Я читал, что верховные жрецы древних ацтеков сами резали в жертву богам пленных врагов. На вершине холма, у входа в храм, стояла жертвенная чаша – громадная каменная посуда. По каменным ступеням, ведущим от подножия холма, служители культа беспрерывной чередой подтаскивали одного за другим связанных по рукам и ногам пленников. Подтащив жертву к чаше, ее переворачивали вниз головой, и верховный жрец, вооруженный жертвенным ножом, одним движением вскрывал пленнику живот, затем просовывал руку к сердцу – и живое, трепетное, еще содрогавшееся, вырывал из груди и бросал, пока оно еще билось, в каменную чашу. Боги жаждут крови из живых сердец.

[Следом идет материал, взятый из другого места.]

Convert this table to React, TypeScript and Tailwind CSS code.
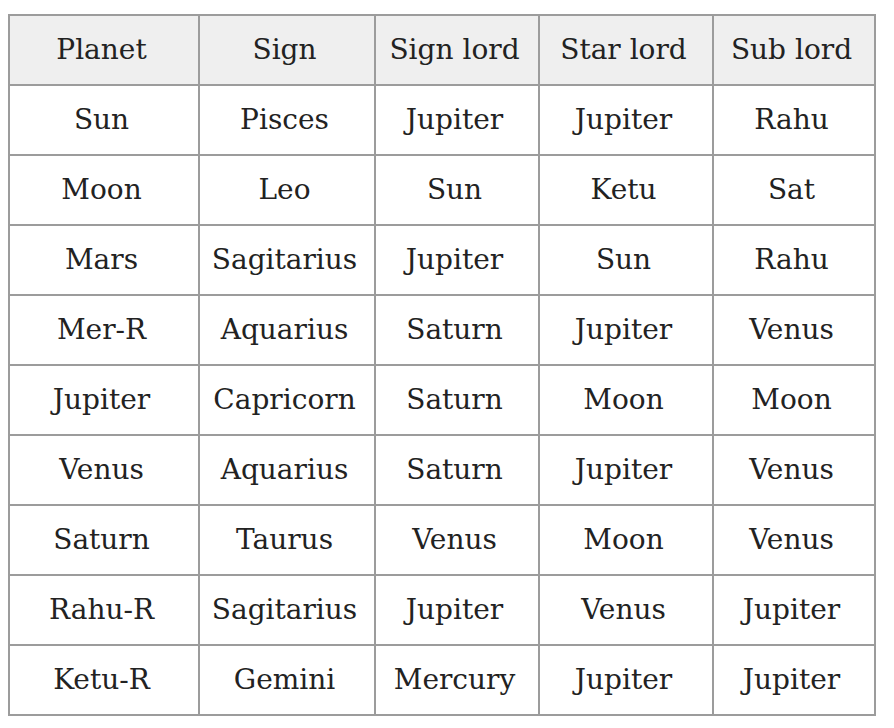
const headers = ["Planet", "Sign", "Sign lord", "Star lord", "Sub lord"];

const rows = [
  ["Sun", "Pisces", "Jupiter", "Jupiter", "Rahu"],
  ["Moon", "Leo", "Sun", "Ketu", "Sat"],
  ["Mars", "Sagitarius", "Jupiter", "Sun", "Rahu"],
  ["Mer-R", "Aquarius", "Saturn", "Jupiter", "Venus"],
  ["Jupiter", "Capricorn", "Saturn", "Moon", "Moon"],
  ["Venus", "Aquarius", "Saturn", "Jupiter", "Venus"],
  ["Saturn", "Taurus", "Venus", "Moon", "Venus"],
  ["Rahu-R", "Sagitarius", "Jupiter", "Venus", "Jupiter"],
  ["Ketu-R", "Gemini", "Mercury", "Jupiter", "Jupiter"],
];

export default function App() {
  return (
    <div className="min-h-screen bg-white pl-2 pt-[14px] font-['DejaVu_Serif',serif] text-[28px] text-[#222]">
      <div className="grid w-fit grid-cols-[190px_176px_164px_174px_162px] border-l-2 border-t-2 border-[#9c9c9c]">
        {headers.map((h) => (
          <div
            key={h}
            className="flex h-[70px] items-center justify-center border-b-2 border-r-2 border-[#9c9c9c] bg-[#efefef] pr-[5px]"
          >
            {h}
          </div>
        ))}
        {rows.map((row, i) =>
          row.map((cell, j) => (
            <div
              key={`${i}-${j}`}
              className="flex h-[70px] items-center justify-center border-b-2 border-r-2 border-[#9c9c9c] pr-[5px]"
            >
              {cell}
            </div>
          ))
        )}
      </div>
    </div>
  );
}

На тысячу пленников жрецу приходилось тратить много труда. В двадцатом веке масштабы больше, и техника соответственно выше: не дикий нож в крови, а цивилизованный карандаш цвета той же крови. Убийца не видит убиваемого и не слышит его предсмертных хрипов. Сидя за письменным столом, он с трубкой в зубах обдумывает контрольную цифру. Каменные ступени Бутырского следственного храма ограждены широкой металлической сеткой, чтобы кто-нибудь из пленников не вздумал броситься с верхних этажей и тем лишить жрецов законной, оформленной бумагой и отмеченной красным карандашом жертвы. Богам нужны живые сердца.
29. Боря Елисаветский
Боря Елисаветский провел свои последние дни в камере смертников Воркутинской внутренней тюрьмы, о которой я уже немного рассказывал.
Здесь, в последнем круге ада, встречали каждое наступающее утро надеждой на то, что сегодня придет решение об отмене приговора по кассационной жалобе, а каждую наступающую ночь – ожиданием вызова на расстрел. Но Боря не ждал ответа на кассационную жалобу, ибо он ее не подавал. Религиозники-старики (их еще звали "крестики") не пожелали писать в Верховный суд – они вообще не хотели писать, они отказывались подписывать что бы то ни было, игнорируя всю эту машину бесчеловечности – всю целиком, от начала до конца. И Боря вместе с ними не пожелал писать жалобу на решение суда, приговорившего их, восемь человек, к смертной казни за саботаж. Ибо отказ от работы квалифицируется как саботаж, какими бы мотивами ни объяснял отказчик свое нежелание добывать топливо для страны социализма.